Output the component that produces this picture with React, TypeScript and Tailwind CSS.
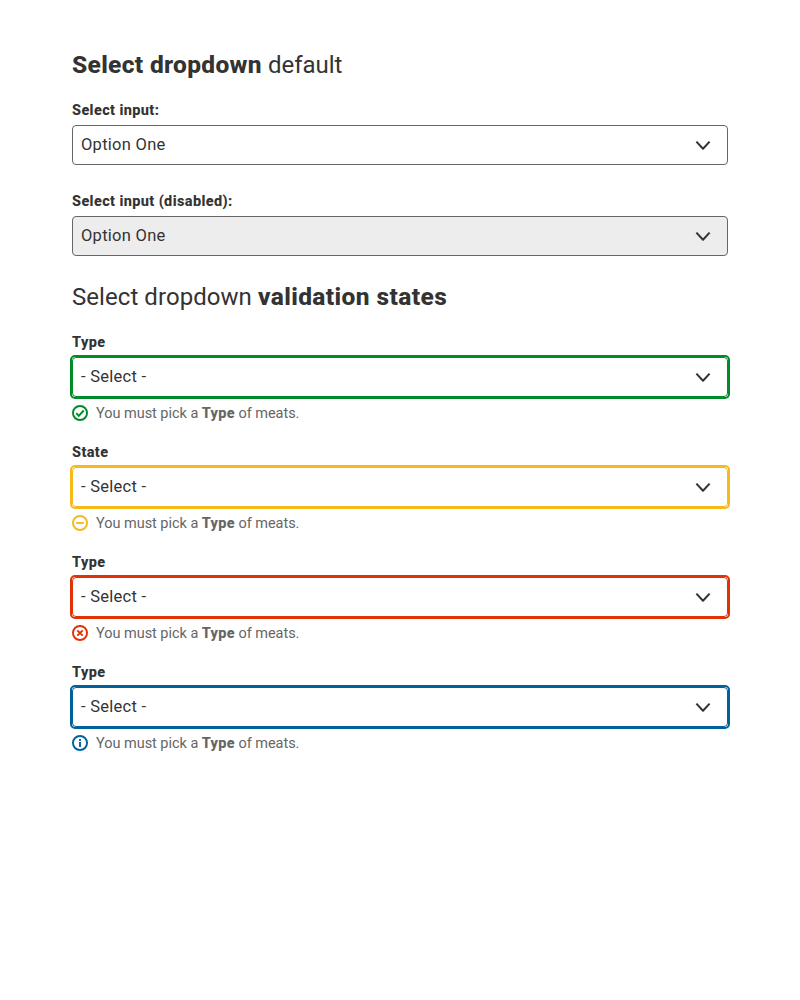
import type { ReactNode } from "react";

function Chevron() {
  return (
    <svg className="h-4 w-4 shrink-0" viewBox="0 0 16 16" fill="none" stroke="#333" strokeWidth="2">
      <path d="M1.4 4.6 8 11.8l6.6-7.2" strokeLinejoin="round" />
    </svg>
  );
}

type State = "success" | "warning" | "error" | "info";

const rings: Record<State, string> = {
  success: "border-[#008a28]",
  warning: "border-[#f5b91a]",
  error: "border-[#e13205]",
  info: "border-[#00629b]",
};

const tones: Record<State, string> = {
  success: "text-[#008a28]",
  warning: "text-[#f5b91a]",
  error: "text-[#e13205]",
  info: "text-[#00629b]",
};

const glyphs: Record<State, ReactNode> = {
  success: <path d="m4.3 8.2 2.5 2.6 4.9-5.3" />,
  warning: <path d="M4.2 8h7.6" />,
  error: <path d="m5.3 5.3 5.4 5.4m0-5.4-5.4 5.4" />,
  info: <path d="M8 7v5M8 4v2" />,
};

function StateIcon({ state }: { state: State }) {
  return (
    <svg
      className={"h-4 w-4 shrink-0 " + tones[state]}
      viewBox="0 0 16 16"
      fill="none"
      stroke="currentColor"
      strokeWidth="1.9"
    >
      <circle cx="8" cy="8" r="7.05" />
      {glyphs[state]}
    </svg>
  );
}

function Select({ value, look }: { value: string; look: string }) {
  return (
    <div className={"flex h-10 items-center justify-between rounded border pr-4 pl-2 " + look}>
      <span className="text-[16.5px] leading-6 tracking-[0.27px]">{value}</span>
      <Chevron />
    </div>
  );
}

function Label({ children }: { children: ReactNode }) {
  return <div className="h-5 text-[14.5px] leading-[22px] font-extrabold tracking-[0.38px]">{children}</div>;
}

function Field({ label, state }: { label: string; state: State }) {
  return (
    <div className="h-[110px]">
      <Label>{label}</Label>
      <div className={"-mx-0.5 mt-[3px] rounded-[5px] border-2 " + rings[state]}>
        <Select value="- Select -" look={"bg-white " + rings[state]} />
      </div>
      <div className="mt-1 flex h-5 items-center gap-2">
        <StateIcon state={state} />
        <span className="pt-0.5 text-[14.5px] leading-5 tracking-[-0.03px] text-[#666]">
          You must pick a <b className="font-extrabold tracking-[0.26px]">Type</b> of meats.
        </span>
      </div>
    </div>
  );
}

export default function App() {
  return (
    <main className="min-h-[1000px] bg-white px-[72px] pt-[49px] font-['Roboto','Liberation_Sans',sans-serif] text-[#333]">
      <h1 className="h-[51px] text-2xl leading-8">
        <b className="text-[24.5px] font-extrabold tracking-[0.33px]">Select dropdown</b> default
      </h1>
      <div className="flex h-[91px] flex-col gap-[5px]">
        <Label>Select input:</Label>
        <Select value="Option One" look="border-[#666] bg-white" />
      </div>
      <div className="flex h-[90px] flex-col gap-[5px]">
        <Label>Select input (disabled):</Label>
        <Select value="Option One" look="border-[#666] bg-[#ededed]" />
      </div>
      <h2 className="h-[51px] text-2xl leading-8 tracking-[0.06px]">
        Select dropdown <b className="text-[24.5px] font-extrabold tracking-[0.4px]">validation states</b>
      </h2>
      <Field label="Type" state="success" />
      <Field label="State" state="warning" />
      <Field label="Type" state="error" />
      <Field label="Type" state="info" />
    </main>
  );
}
------------------------------------------------------------------------
Written task = The data should be printed again unchanged; leave its pictures out.

Full response =
Output the component that produces this picture with React, TypeScript and Tailwind CSS.
import type { ReactNode } from "react";

function Chevron() {
  return (
    <svg className="h-4 w-4 shrink-0" viewBox="0 0 16 16" fill="none" stroke="#333" strokeWidth="2">
      <path d="M1.4 4.6 8 11.8l6.6-7.2" strokeLinejoin="round" />
    </svg>
  );
}

type State = "success" | "warning" | "error" | "info";

const rings: Record<State, string> = {
  success: "border-[#008a28]",
  warning: "border-[#f5b91a]",
  error: "border-[#e13205]",
  info: "border-[#00629b]",
};

const tones: Record<State, string> = {
  success: "text-[#008a28]",
  warning: "text-[#f5b91a]",
  error: "text-[#e13205]",
  info: "text-[#00629b]",
};

const glyphs: Record<State, ReactNode> = {
  success: <path d="m4.3 8.2 2.5 2.6 4.9-5.3" />,
  warning: <path d="M4.2 8h7.6" />,
  error: <path d="m5.3 5.3 5.4 5.4m0-5.4-5.4 5.4" />,
  info: <path d="M8 7v5M8 4v2" />,
};

function StateIcon({ state }: { state: State }) {
  return (
    <svg
      className={"h-4 w-4 shrink-0 " + tones[state]}
      viewBox="0 0 16 16"
      fill="none"
      stroke="currentColor"
      strokeWidth="1.9"
    >
      <circle cx="8" cy="8" r="7.05" />
      {glyphs[state]}
    </svg>
  );
}

function Select({ value, look }: { value: string; look: string }) {
  return (
    <div className={"flex h-10 items-center justify-between rounded border pr-4 pl-2 " + look}>
      <span className="text-[16.5px] leading-6 tracking-[0.27px]">{value}</span>
      <Chevron />
    </div>
  );
}

function Label({ children }: { children: ReactNode }) {
  return <div className="h-5 text-[14.5px] leading-[22px] font-extrabold tracking-[0.38px]">{children}</div>;
}

function Field({ label, state }: { label: string; state: State }) {
  return (
    <div className="h-[110px]">
      <Label>{label}</Label>
      <div className={"-mx-0.5 mt-[3px] rounded-[5px] border-2 " + rings[state]}>
        <Select value="- Select -" look={"bg-white " + rings[state]} />
      </div>
      <div className="mt-1 flex h-5 items-center gap-2">
        <StateIcon state={state} />
        <span className="pt-0.5 text-[14.5px] leading-5 tracking-[-0.03px] text-[#666]">
          You must pick a <b className="font-extrabold tracking-[0.26px]">Type</b> of meats.
        </span>
      </div>
    </div>
  );
}

export default function App() {
  return (
    <main className="min-h-[1000px] bg-white px-[72px] pt-[49px] font-['Roboto','Liberation_Sans',sans-serif] text-[#333]">
      <h1 className="h-[51px] text-2xl leading-8">
        <b className="text-[24.5px] font-extrabold tracking-[0.33px]">Select dropdown</b> default
      </h1>
      <div className="flex h-[91px] flex-col gap-[5px]">
        <Label>Select input:</Label>
        <Select value="Option One" look="border-[#666] bg-white" />
      </div>
      <div className="flex h-[90px] flex-col gap-[5px]">
        <Label>Select input (disabled):</Label>
        <Select value="Option One" look="border-[#666] bg-[#ededed]" />
      </div>
      <h2 className="h-[51px] text-2xl leading-8 tracking-[0.06px]">
        Select dropdown <b className="text-[24.5px] font-extrabold tracking-[0.4px]">validation states</b>
      </h2>
      <Field label="Type" state="success" />
      <Field label="State" state="warning" />
      <Field label="Type" state="error" />
      <Field label="Type" state="info" />
    </main>
  );
}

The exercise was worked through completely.